L’employeur peut toujours et même en l’absence de cadre spécifique, sanctionner l’utilisation abusive des réseaux sociaux par un salarié durant son temps de travail au titre de son pouvoir de direction et de sanction.
A titre d’exemple, 41 heures de connexion à des fins non professionnelles sur internet en 1 mois, justifie un licenciement pour faute grave du salarié [10].
Selon la Jurisprudence, les connexions internet depuis le poste de travail du salarié appartenant à l’entreprise sont présumées avoir un caractère professionnel, de sorte que l’employeur peut en rechercher l’historique hors sa présence [11].
Il est recommandé aux entreprises d’instaurer une charte informatique et d’encadrer l’usage des réseaux sociaux en entreprise.
8. Du bon usage des réseaux sociaux par les salariés.
Sur son site, la CNIL délivre des conseils aux utilisateurs des réseaux sociaux : création de différentes listes pour répartir ses contacts (famille, amis, collègues etc), et adapter les paramètres de confidentialité.
Discussions en cours :
Est-ce que l’employeur peut exiger que des employés alimentent le réseaux sociaux de l’entreprise pour laquelle il travaille ?
Bonjour,
Merci pour votre article, néanmoins vous n’y évoquez pas les droits de l’employeur ou du salarié en cas d’utilisation professionnelle d’un réseau social.
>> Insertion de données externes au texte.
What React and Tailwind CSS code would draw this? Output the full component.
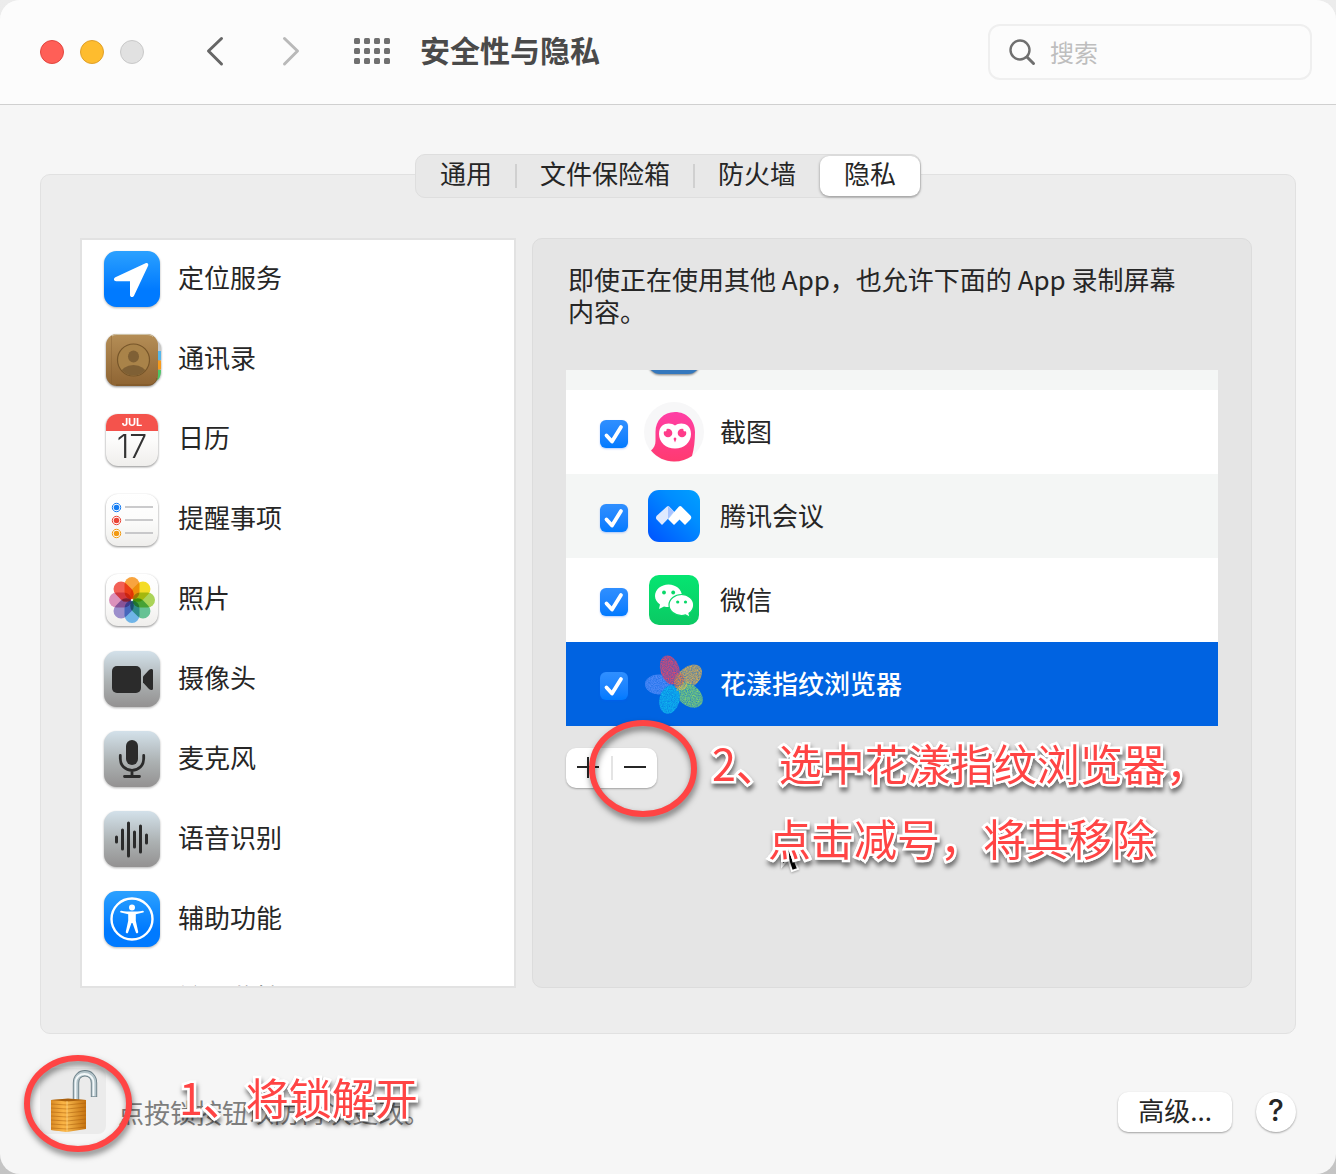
import { useState } from 'react';

const TABS = ['通用', '文件保险箱', '防火墙', '隐私'];

const PETALS = ['#f7941d', '#f2d600', '#9ccc3c', '#4cb883', '#58a9e6', '#8c7cc4', '#d67fb0', '#f04438'];

/* ---------- sidebar icons ---------- */

function Tile({ fill, children }) {
  return (
    <svg viewBox="0 0 56 56" className="h-14 w-14 shrink-0 overflow-visible drop-shadow-[0_1px_1px_rgba(0,0,0,0.3)]" aria-hidden="true">
      <defs>
        <linearGradient id="tile-blue" x1="0" y1="0" x2="0" y2="1">
          <stop offset="0" stopColor="#2ba1ff" />
          <stop offset="0.7" stopColor="#007aff" />
        </linearGradient>
        <linearGradient id="tile-gray" x1="0" y1="0" x2="0" y2="1">
          <stop offset="0" stopColor="#d3e1ea" />
          <stop offset="0.55" stopColor="#acb1b2" />
          <stop offset="1" stopColor="#939191" />
        </linearGradient>
      </defs>
      <rect width="56" height="56" rx="12.5" fill={`url(#tile-${fill})`} />
      {children}
    </svg>
  );
}

function PaperTile({ children }) {
  return (
    <svg viewBox="0 0 56 56" className="h-14 w-14 shrink-0 overflow-visible drop-shadow-[0_1px_1px_rgba(0,0,0,0.45)]" aria-hidden="true">
      <defs>
        <linearGradient id="paper" x1="0" y1="0" x2="0" y2="1">
          <stop offset="0" stopColor="#ffffff" />
          <stop offset="0.5" stopColor="#fcfcfb" />
          <stop offset="1" stopColor="#efeeec" />
        </linearGradient>
      </defs>
      <rect x="2" y="3" width="52" height="52" rx="12" fill="url(#paper)" />
      {children}
    </svg>
  );
}

const LocationIcon = () => (
  <Tile fill="blue">
    <path d="M41.5 12.2c1.8-.8 3.4.6 2.6 2.5L30 44.8c-1 2-4 1.500-4-.9V30.300H12.200c-2.500 0-3-3-.8-4z" fill="#fff" />
  </Tile>
);

const ContactsIcon = () => (
  <svg viewBox="0 0 56 56" className="h-14 w-14 shrink-0 overflow-visible drop-shadow-[0_1px_1px_rgba(0,0,0,0.45)]" aria-hidden="true">
    <defs>
      <linearGradient id="leather" x1="0" y1="0" x2="0" y2="1">
        <stop offset="0" stopColor="#b58e56" />
        <stop offset="1" stopColor="#8e6433" />
      </linearGradient>
      <clipPath id="contact-clip"><circle cx="29.500" cy="29" r="15.500" /></clipPath>
    </defs>
    <path d="M46 9h5c3.500 1 6 4 6 8v3H46z" fill="#c9c9c7" />
    <path d="M46 20h11v9H46z" fill="#56b7ea" />
    <path d="M46 29.500h11v9H46z" fill="#f79b1c" />
    <path d="M46 39h11c0 6-2 10-6 11h-5z" fill="#4cc764" />
    <rect x="2" y="3" width="52" height="52" rx="11" fill="url(#leather)" />
    <path d="M7.500 5v48" stroke="#7f5a2e" strokeWidth="1" opacity=".35" />
    <path d="M12 54h33c4 0 7.500-3 8-7" fill="none" stroke="#70491f" strokeWidth="1" opacity=".6" />
    <path d="M8 5c2-1.300 3-1.500 6-1.500h28c3 0 5 .5 7 2" fill="none" stroke="#cfc3a7" strokeWidth="1" />
    <circle cx="29.500" cy="29" r="16" fill="#a98349" stroke="#77562a" strokeWidth="1.200" />
    <g fill="#7f6035" clipPath="url(#contact-clip)">
      <ellipse cx="29.500" cy="25.500" rx="5.500" ry="6" />
      <ellipse cx="29.500" cy="43" rx="13" ry="9" />
    </g>
  </svg>
);

const CalendarIcon = () => (
  <PaperTile>
    <path d="M2 20v-5C2 8 7 3 14 3h28c7 0 12 5 12 12v5z" fill="#f4534c" />
    <text x="28" y="15" textAnchor="middle" fontSize="11" fontWeight="700" fontFamily="Inter, sans-serif" fill="#fff">JUL</text>
    <text x="28" y="47" textAnchor="middle" fontSize="32" fontWeight="300" fontFamily="Inter, sans-serif" fill="#333">17</text>
  </PaperTile>
);

const RemindersIcon = () => (
  <PaperTile>
    {['#147cf2', '#ea4335', '#f29a12'].map((c, i) => (
      <g key={c}>
        <circle cx="12.500" cy={16.500 + i * 13} r="4.200" fill="#fff" stroke={c} strokeWidth="1" />
        <circle cx="12.500" cy={16.500 + i * 13} r="2.800" fill={c} />
        <path d={`M21 ${16 + i * 13}h28`} stroke="#bdbdbf" strokeWidth="1.600" />
      </g>
    ))}
  </PaperTile>
);

const PhotosIcon = () => (
  <PaperTile>
    <g style={{ isolation: 'isolate' }}>
      {PETALS.map((c, i) => (
        <rect
          key={c}
          x="20.500"
          y="6"
          width="15"
          height="22.500"
          rx="7.500"
          fill={c}
          fillOpacity="0.85"
          transform={`rotate(${i * 45} 28 29)`}
          className="mix-blend-multiply"
        />
      ))}
    </g>
    <circle cx="28" cy="29" r="1" fill="#fff" />
  </PaperTile>
);

const CameraIcon = () => (
  <Tile fill="gray">
    <rect x="8" y="15" width="29" height="27" rx="5" fill="#2b2b2b" />
    <path d="M39 25.500 45 19c1.500-1.500 4-1.500 4 .5v18c0 2-2.500 2-4 .5l-6-6.500z" fill="#2b2b2b" />
  </Tile>
);

const MicIcon = () => (
  <Tile fill="gray">
    <rect x="22" y="9" width="12" height="25" rx="6" fill="#2b2b2b" />
    <path d="M16.300 24.500v3c0 7 5 11.800 11.700 11.800s11.700-4.800 11.700-11.800v-3M28 39.500v5.500M20.500 45.500h15" fill="none" stroke="#2b2b2b" strokeWidth="2.800" strokeLinecap="round" />
  </Tile>
);

const SpeechIcon = () => (
  <Tile fill="gray">
    <path d="M12.500 26v5M18.500 19v19M24.500 12v33M30.500 21v15M36.500 15v26M42.500 24v8" stroke="#2b2b2b" strokeWidth="3" strokeLinecap="round" />
  </Tile>
);

const AccessibilityIcon = () => (
  <Tile fill="blue">
    <circle cx="28" cy="28" r="20.500" fill="none" stroke="#fff" strokeWidth="2.400" />
    <circle cx="28" cy="16.500" r="3" fill="#fff" />
    <path d="M17.300 19.700c6.500 1.200 15 1.200 21.400 0 1.300-.2 1.600 1.500.4 1.800l-7.300 1.800v6.500l2.400 11c.3 1.500-1.800 2.200-2.300.7L28.500 32h-1l-3.400 9.500c-.5 1.500-2.600.8-2.300-.7l2.400-11v-6.500l-7.300-1.800c-1.200-.3-.9-2 .4-1.800z" fill="#fff" />
  </Tile>
);

/* ---------- app icons ---------- */

const HiddenAppIcon = () => (
  <svg viewBox="0 0 52 52" className="h-[52px] w-[52px] shrink-0 drop-shadow-[0_1px_1px_rgba(0,0,0,0.5)]" aria-hidden="true">
    <rect width="52" height="52" rx="12" fill="#3478bd" />
  </svg>
);

const OwlIcon = () => (
  <svg viewBox="0 0 52 52" className="h-[52px] w-[52px] shrink-0 overflow-visible" aria-hidden="true">
    <defs>
      <linearGradient id="owl" x1="0" y1="0" x2="0" y2="1">
        <stop offset="0" stopColor="#ff3fa6" />
        <stop offset="1" stopColor="#ff3a70" />
      </linearGradient>
    </defs>
    <circle cx="26" cy="26" r="30" fill="#f7f7f8" />
    <path d="M27 6C15.500 6 7.500 14.500 7.500 26v9c0 4-1.500 7-4.500 9.500 6 7 14 11 23 11 7 0 13-2 18-5.500 2-7 3-15 3-24C47 14.500 38.500 6 27 6z" fill="url(#owl)" />
    <path d="M27 19.500c4-3.500 16-3.500 16 8.500 0 8.500-7 14.500-16 14.500s-16-6-16-14.500c0-12 12-12 16-8.500z" fill="#fff" />
    <circle cx="20" cy="27" r="4.300" fill="#ff3c8a" />
    <circle cx="34" cy="27" r="4.300" fill="#ff3c8a" />
    <circle cx="17" cy="23.800" r="1.700" fill="#fff" />
    <circle cx="37" cy="23.800" r="1.700" fill="#fff" />
    <path d="M27 31.500c1.300 0 1.500 1 1.200 2L27 36.500l-1.200-3c-.3-1-.1-2 1.200-2z" fill="#ff3c8a" />
  </svg>
);

const MeetingIcon = () => (
  <svg viewBox="0 0 52 52" className="h-[52px] w-[52px] shrink-0" aria-hidden="true">
    <defs>
      <linearGradient id="meeting" x1="1" y1="0" x2="0" y2="1">
        <stop offset="0" stopColor="#00a0ff" />
        <stop offset="0.35" stopColor="#008dff" />
        <stop offset="1" stopColor="#0052ff" />
      </linearGradient>
    </defs>
    <rect width="52" height="52" rx="11" fill="url(#meeting)" />
    <path d="M9 25.500 19 16.500c1-.8 1.600-.6 2.200 0l5.300 5.500L14 35l-5.300-5.500c-1-1.200-1-2.800.3-4z" fill="#dfe9ff" />
    <path d="M20 16v13l6-7z" fill="#a8c4ff" />
    <path d="m20 29 11-12.500c.8-.8 1.600-.8 2.400 0l9 9c1.200 1.200 1.200 2.800 0 4L37 35l-5.500-5.500L26 35z" fill="#fff" />
  </svg>
);

const WeChatIcon = () => (
  <svg viewBox="0 0 52 52" className="h-[52px] w-[52px] shrink-0" aria-hidden="true">
    <defs>
      <linearGradient id="wechat" x1="0" y1="0" x2="0" y2="1">
        <stop offset="0" stopColor="#05e571" />
        <stop offset="1" stopColor="#0bc963" />
      </linearGradient>
    </defs>
    <rect x="1" y="1" width="50" height="50" rx="10" fill="url(#wechat)" />
    <path d="M20.500 10.500C13 10.500 7 15.500 7 22c0 3.500 2 6.500 5 8.500L11 35l5-2.600c1.500.5 3 .7 4.500.7C28 33 34 28.500 34 22s-6-11.500-13.500-11.500z" fill="#fff" />
    <path d="M33.500 20.500C27 20.500 21 25 21 31s6 10.500 12.500 10.500c1.300 0 2.700-.2 4-.6l4.500 2.300-1-4c2.800-1.800 4.700-4.800 4.700-8.200 0-6-5.500-10.500-12.200-10.500z" fill="#fff" stroke="#09d869" strokeWidth="1.200" />
    <g fill="#09d869">
      <circle cx="16" cy="18.500" r="1.900" />
      <circle cx="25.200" cy="18.500" r="1.900" />
      <circle cx="29.700" cy="28" r="1.600" />
      <circle cx="37.500" cy="28" r="1.600" />
    </g>
  </svg>
);

const FlowerIcon = () => (
  <svg viewBox="0 0 52 52" className="h-[52px] w-[52px] shrink-0 overflow-visible" aria-hidden="true">
    <defs>
      <filter id="grain" x="-10%" y="-10%" width="120%" height="120%">
        <feTurbulence type="fractalNoise" baseFrequency="0.83" numOctaves="3" seed="7" result="n" />
        <feColorMatrix in="n" type="matrix" values="0 0 0 0 0  0 0 0 0 0  0 0 0 0 0  0 0 0 -1 1.200" result="m" />
        <feComposite in="SourceGraphic" in2="m" operator="in" />
      </filter>
    </defs>
    <g filter="url(#grain)">
      <ellipse cx="11" cy="26.500" rx="14" ry="10" fill="#6b97ff" fillOpacity=".8" transform="rotate(3 11 26.500)" />
      <ellipse cx="22" cy="12" rx="9.500" ry="15" fill="#e0486c" transform="rotate(-18 22 12)" />
      <ellipse cx="41" cy="19" rx="15" ry="10" fill="#eeb645" fillOpacity=".9" transform="rotate(-42 41 19)" />
      <ellipse cx="41" cy="37" rx="15.500" ry="10.500" fill="#86d66c" fillOpacity=".95" transform="rotate(38 41 37)" />
      <ellipse cx="21.500" cy="41.500" rx="10" ry="14.500" fill="#12b8ee" transform="rotate(14 21.500 41.500)" />
      <ellipse cx="31" cy="23" rx="5" ry="8" fill="#f5793b" fillOpacity=".8" transform="rotate(12 31 23)" />
      <path d="m30 29 12-6-5 8-9 2z" fill="#f6d23a" fillOpacity=".8" />
    </g>
  </svg>
);

const PadlockIcon = () => (
  <svg viewBox="0 0 66 66" className="h-[66px] w-[66px]" aria-hidden="true">
    <defs>
      <linearGradient id="brass" x1="0" y1="0" x2="1" y2="0">
        <stop offset="0" stopColor="#b9680e" />
        <stop offset="0.35" stopColor="#ffc255" />
        <stop offset="1" stopColor="#c5720f" />
      </linearGradient>
    </defs>
    <path d="M36 32V15c0-13 18-13 18 0v14" fill="none" stroke="#6b7f87" strokeWidth="6.400" />
    <path d="M36 32V15c0-13 18-13 18 0v13.500" fill="none" stroke="#b4c4ca" strokeWidth="4.600" />
    <path d="M35.500 32V15c0-12 18-12 18 0v13" fill="none" stroke="#f3f8f9" strokeWidth="1.800" />
    <path d="m11 32 17-1 18 1v29l-19 3-16-2z" fill="url(#brass)" />
    <path d="m11 32 16 1v31l-16-2z" fill="#f5a93a" fillOpacity=".55" />
    <path d="m11 32 17-1.500 18 1.500-19 1.500z" fill="#a9600f" />
    {[36, 40, 44, 48, 52, 56, 60].map((y) => (
      <path key={y} d={`m11 ${y} 16 1 19-2`} fill="none" stroke="#a85c0b" strokeWidth="1" opacity=".5" />
    ))}
    <path d="M27 33v31" stroke="#ffd88a" strokeWidth="1" opacity=".7" />
  </svg>
);

const CATEGORIES = [
  { name: '定位服务', Icon: LocationIcon },
  { name: '通讯录', Icon: ContactsIcon },
  { name: '日历', Icon: CalendarIcon },
  { name: '提醒事项', Icon: RemindersIcon },
  { name: '照片', Icon: PhotosIcon },
  { name: '摄像头', Icon: CameraIcon },
  { name: '麦克风', Icon: MicIcon },
  { name: '语音识别', Icon: SpeechIcon },
  { name: '辅助功能', Icon: AccessibilityIcon },
];

const APPS = [
  { name: '截图', Icon: OwlIcon, bg: 'bg-white' },
  { name: '腾讯会议', Icon: MeetingIcon, bg: 'bg-[#f4f6f5]' },
  { name: '微信', Icon: WeChatIcon, bg: 'bg-white' },
  { name: '花漾指纹浏览器', Icon: FlowerIcon, bg: 'bg-[#f4f6f5]' },
];

/* ---------- pieces ---------- */

// red note with a white outline; the eight small shadows round the outline's corners
function Note({ className, children }) {
  return (
    <p
      className={`pointer-events-none absolute text-[43px] leading-[75px] whitespace-nowrap text-[#ff4444] drop-shadow-[1px_4px_2px_rgba(0,0,0,0.5)] [-webkit-text-stroke:5px_white] [paint-order:stroke_fill] [text-shadow:2px_0_#fff,-2px_0_#fff,0_2px_#fff,0_-2px_#fff,2px_2px_#fff,-2px_2px_#fff,2px_-2px_#fff,-2px_-2px_#fff] ${className}`}
    >
      {children}
    </p>
  );
}

function Ring({ className }) {
  return (
    <svg viewBox="0 0 108 98" className={`pointer-events-none absolute h-[98px] w-[108px] overflow-visible drop-shadow-[1px_4px_3px_rgba(0,0,0,0.5)] ${className}`} aria-hidden="true">
      <ellipse cx="54" cy="48.500" rx="51" ry="45.500" fill="none" stroke="#ff4444" strokeWidth="6" />
    </svg>
  );
}

function AppRow({ app, selected, onSelect }) {
  const [allowed, setAllowed] = useState(true);
  return (
    <li onClick={onSelect} className={`h-[84px] shrink-0 ${selected ? 'bg-[#0063e1] font-medium text-white' : app.bg}`}>
      <label className="flex h-full items-center pl-[34px]">
        <span className="relative mt-1 h-7 w-7 shrink-0">
          <input
            type="checkbox"
            checked={allowed}
            onChange={(e) => setAllowed(e.target.checked)}
            className="block h-7 w-7 appearance-none rounded-md border border-gray-300 bg-white shadow-[0_1px_2px_rgba(0,90,255,0.3)] checked:border-0 checked:bg-linear-to-b checked:from-[#2f8fff] checked:to-[#007aff]"
          />
          {allowed && (
            <svg viewBox="0 0 28 28" className="pointer-events-none absolute inset-0 h-7 w-7" aria-hidden="true">
              <path d="m6.500 15.500 5.500 6L21 7" fill="none" stroke="#fff" strokeWidth="3.800" strokeLinecap="round" strokeLinejoin="round" />
            </svg>
          )}
        </span>
        <span className="ml-5"><app.Icon /></span>
        <span className="ml-5 pb-0.5">{app.name}</span>
      </label>
    </li>
  );
}

function Toolbar() {
  return (
    <header className="flex h-[105px] items-center border-b border-[#d0d0d0] bg-[#fcfcfc] pr-6 pl-10">
      <div className="flex gap-4">
        <button aria-label="关闭" className="h-6 w-6 rounded-full border border-[#e2463f] bg-[#ff5f57]" />
        <button aria-label="最小化" className="h-6 w-6 rounded-full border border-[#e0a02a] bg-[#febc2e]" />
        <button aria-label="缩放" className="h-6 w-6 rounded-full border border-[#c9c9c9] bg-[#e1e1e1]" />
      </div>
      <button aria-label="后退" className="ml-[60px]">
        <svg viewBox="0 0 22 32" className="h-8 w-[22px]"><path d="M17.500 2.500 4.500 15l13 13" fill="none" stroke="#666" strokeWidth="3" strokeLinecap="round" strokeLinejoin="round" /></svg>
      </button>
      <button aria-label="前进" className="ml-[54px]">
        <svg viewBox="0 0 22 32" className="h-8 w-[22px]"><path d="m4.500 2.500 13 12.500-13 13" fill="none" stroke="#b9b9b9" strokeWidth="3" strokeLinecap="round" strokeLinejoin="round" /></svg>
      </button>
      <button aria-label="显示全部" className="ml-[52px]">
        <svg viewBox="0 0 36 28" className="h-7 w-9">
          {[0, 1, 2].map((r) => [0, 1, 2, 3].map((c) => (
            <rect key={`${r}${c}`} x={c * 10} y={r * 10} width="6" height="6" rx="1.500" fill="#707070" />
          )))}
        </svg>
      </button>
      <h1 className="ml-[30px] pb-1.5 text-[30px] font-bold text-[#4a4a4a]">安全性与隐私</h1>
      <label className="ml-auto flex h-14 w-[324px] items-center rounded-xl border-2 border-[#efefef] pl-[18px]">
        <svg viewBox="0 0 28 28" className="h-7 w-7 shrink-0" aria-hidden="true">
          <circle cx="12" cy="12" r="9.500" fill="none" stroke="#6f6f6f" strokeWidth="2.400" />
          <path d="m19 19 6.500 6.500" stroke="#6f6f6f" strokeWidth="3" strokeLinecap="round" />
        </svg>
        <input type="search" aria-label="搜索" placeholder="搜索" className="ml-[14px] min-w-0 flex-1 bg-transparent text-[24px] outline-none placeholder:text-[#bebebe]" />
      </label>
    </header>
  );
}

export default function App() {
  const [tab, setTab] = useState(3);
  const [selected, setSelected] = useState(3);

  return (
    <div className="min-h-screen bg-linear-to-b from-[#ececec] to-[#c4c4c4] font-['Noto_Sans_CJK_SC',sans-serif] text-[26px] leading-8 text-[#262626]">
      <div className="flex min-h-screen flex-col overflow-hidden rounded-[20px] bg-[#f6f6f6]">
        <Toolbar />

        <main className="flex flex-1 flex-col px-10 pt-[49px]">
          <div role="tablist" className="relative z-10 mx-auto flex h-11 items-stretch rounded-[10px] border border-[#dedede] bg-[#e8e8e8] py-px">
            {TABS.map((name, i) => (
              <button
                key={name}
                role="tab"
                aria-selected={tab === i}
                onClick={() => setTab(i)}
                className={`relative px-6 pb-1.5 ${tab === i ? 'rounded-[9px] bg-white shadow-[0_1px_3px_rgba(0,0,0,0.4)]' : ''}`}
              >
                {name}
                {i < 3 && tab !== i && tab !== i + 1 && <span className="absolute top-2 -right-px h-6 w-0.5 bg-[#d0d0d0]" />}
              </button>
            ))}
          </div>

          <section className="-mt-6 flex rounded-[10px] border border-[#e1e1e1] bg-[#ededed] pt-[63px] pr-[43px] pb-[45px] pl-[39px]">
            <ul className="h-[750px] w-[436px] shrink-0 overflow-hidden border-2 border-[#e2e2e2] bg-white">
              {CATEGORIES.map(({ name, Icon }) => (
                <li key={name} className="flex h-20 items-center gap-[18px] pb-0.5 pl-[22px]">
                  <Icon />
                  <span className="pb-1">{name}</span>
                </li>
              ))}
              <li className="flex h-20 items-center pb-0.5 pl-24"><span className="pb-1">输入监控</span></li>
            </ul>

            <div className="relative ml-4 h-[750px] min-w-0 flex-1 rounded-[10px] border border-[#dcdcdc] bg-[#e5e5e5] px-[33px] pt-6">
              <p className="pr-8 pl-[2px]">即使正在使用其他 App，也允许下面的 App 录制屏幕内容。</p>
              <ul className="mt-[43px] flex h-[356px] flex-col justify-end overflow-hidden">
                <li className="flex h-[84px] shrink-0 items-center bg-[#f4f6f5] pl-[82px]"><HiddenAppIcon /></li>
                {APPS.map((app, i) => (
                  <AppRow key={app.name} app={app} selected={selected === i} onSelect={() => setSelected(i)} />
                ))}
              </ul>
              <div className="mt-[22px] flex h-10 w-[91px] items-center rounded-[10px] bg-white shadow-[0_1px_2px_rgba(0,0,0,0.3)]">
                <button aria-label="添加" className="grid h-full flex-1 place-items-center">
                  <svg viewBox="0 0 22 22" className="h-[22px] w-[22px]"><path d="M0 10h22M11 0v21" stroke="#262626" strokeWidth="2" /></svg>
                </button>
                <span className="h-6 w-0.5 bg-[#e4e4e4]" />
                <button aria-label="移除" className="grid h-full flex-1 place-items-center">
                  <svg viewBox="0 0 22 22" className="h-[22px] w-[22px]"><path d="M0 10h22" stroke="#262626" strokeWidth="2" /></svg>
                </button>
              </div>

              <svg viewBox="0 0 28 44" className="pointer-events-none absolute top-[588px] left-[244px] h-11 w-7 overflow-visible drop-shadow-[0_1px_1px_rgba(0,0,0,0.3)]" aria-hidden="true">
                <path d="M5 20v19l6-7 4 12 6-2-5-13 6-1z" fill="#000" stroke="#fff" strokeWidth="2" />
              </svg>
              <Ring className="top-[481px] left-[56px]" />
              <Note className="top-[486px] left-[179px]">
                2、选中花漾指纹浏览器，
                <br />
                <span className="ml-14">点击减号，将其移除</span>
              </Note>
            </div>
          </section>
        </main>

        <footer className="relative flex items-end px-10 pt-[34px] pb-10">
          <button aria-label="锁" className="h-[66px] w-[66px] shrink-0 rounded-lg bg-[#ebebeb]"><PadlockIcon /></button>
          <p className="ml-3 leading-[44px] text-[#7d7d7d]">点按锁按钮以防再次更改。</p>
          <div className="mb-0.5 ml-auto flex items-center gap-6">
            <button className="h-10 rounded-[10px] bg-white px-5 pb-1 shadow-[0_1px_2px_rgba(0,0,0,0.35)]">高级...</button>
            <button aria-label="帮助" className="h-10 w-10 rounded-full bg-white pb-1 font-[Inter,sans-serif] text-[30px] font-medium shadow-[0_1px_2px_rgba(0,0,0,0.35)]">?</button>
          </div>
          <Ring className="top-[21px] left-6" />
          <Note className="top-[25px] left-[179px]">1、将锁解开</Note>
        </footer>
      </div>
    </div>
  );
}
Par exemple, mon employeur me demande de mettre à jour mon profil Linkedin avec une photo et l’appartenance à l’entreprise et de l’utiliser à des fins de communication professionnelle. Mon profil Linkedind ne m’appartient-il pas pleinement ? Ai-je le droit de refuser et quel article de loi invoquer ?
Merci
mon employeur me demande de mettre à jour mon profil Linkedin avec une bannière de l’entreprise, ainsi pour créer une ’cohésion de communication’. Je précise que c’est moi qui paie mon compte et j’estime de plus que c’est Mon profil professionnel et pas un profil uniquement de cette entreprise. qu’en pensez-vous ?
Merci merci de ce texte j’en avais grandement besoins, pour espionnage et surmenage de mon employeur et de mon ex rh en relèvent des informations à mon égard sur les réseaux et mon font part de ses information pour le recarder au travail. Hors voilà cela relève de la vie personnelle.